Taking a hard left, the lead singer of Youth Code, Sara Taylor, introduced herself as Rob Zombie, and she sings at least as loudly and intensely as Rob does, with a much harder musical approach -- especially remarkable because it's just a duo with her and her fella Ryan George. Think crazy-intense industrial that you can dance to. LOL It took me a couple of songs to get what they were doing, but I wound up really getting a kick out of them. They have a grasp of the genre's conventions that let us all the share a wink, but not as a straight-out joke, and without compromising their intensity. It's a balance that seems quite Wire-y in fact. Sooooo, after two rounds of big-band California-psychedelic Rundgren-esque weirdness/poppiness, and a thrashing industrial duo, one more act before Wire: a solo woman and an electric piano. Obvious, right? LOL Think Kate Bush's little sister, only more sincere. LOL What the heck that has to do with Wire, I have no idea -- but it worked! She got a VERY warm reception from the audience...I think at least partly because the whole room was heating up for Wire, but honestly, she won the crowd over with her directness.

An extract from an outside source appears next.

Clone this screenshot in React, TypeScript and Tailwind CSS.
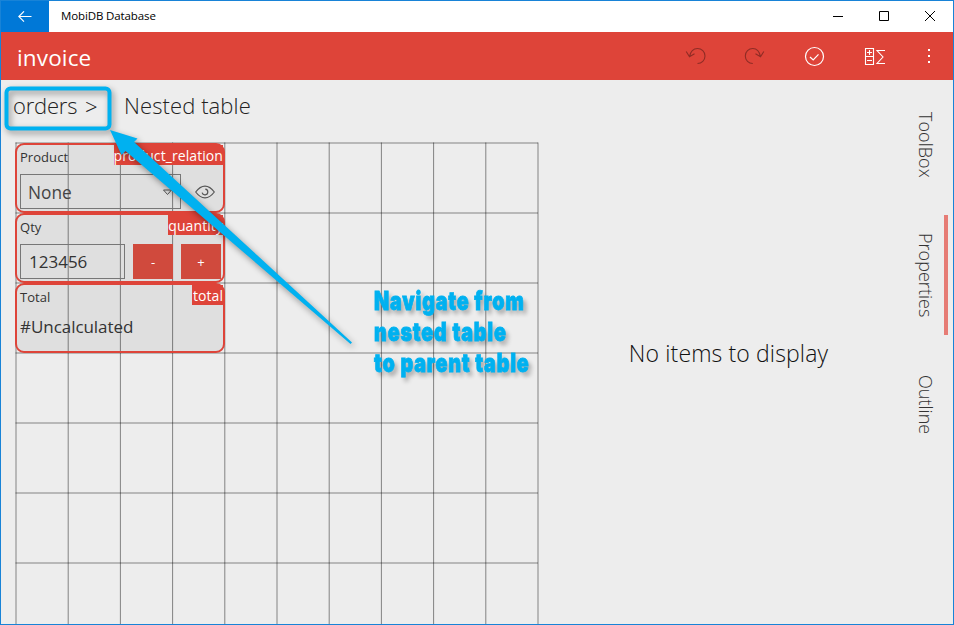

I know that the Drill concept is old hat to many of you, but I was struck when Graham asked at one point during Wire's headlining set, "Did you hear anything you like?" by how much he meant it. As one of the hosts of the party, he had a stake in our approval. I think he was also acknowledging that not every act was going to be to everyone's liking -- but really, why not? Most of us are along for ALL of what Wire offers, so why shouldn't the solo piano girl get every bit as much love as the screaming industrial girl and the bands of Rundgren-esque boys?
So I score Wire four-for-four on the openers, not one of whom was an obvious choice, nicely setting the table for the most eclectic act of them all at the top of the bill -- the three old white guys and the freakishly handsome younger one. LOL
In fact, the two most obviously "Wire"-y acts, Bob Mould and Mike Watt, were given headlining slots on their own nights. A truly perverse, yet fiendishly sensible, strategy. LOL
ANYWAY, unless anyone sees something otherwise, I think it's safe to assume that Wire is saving the last slot on the last night for themselves. I think it's also safe to say that you're gonna be at least pleasantly surprised by strangers on the bill. Enjoying the four I heard as much as I did, I'm nothing but sorry I had to miss the rest.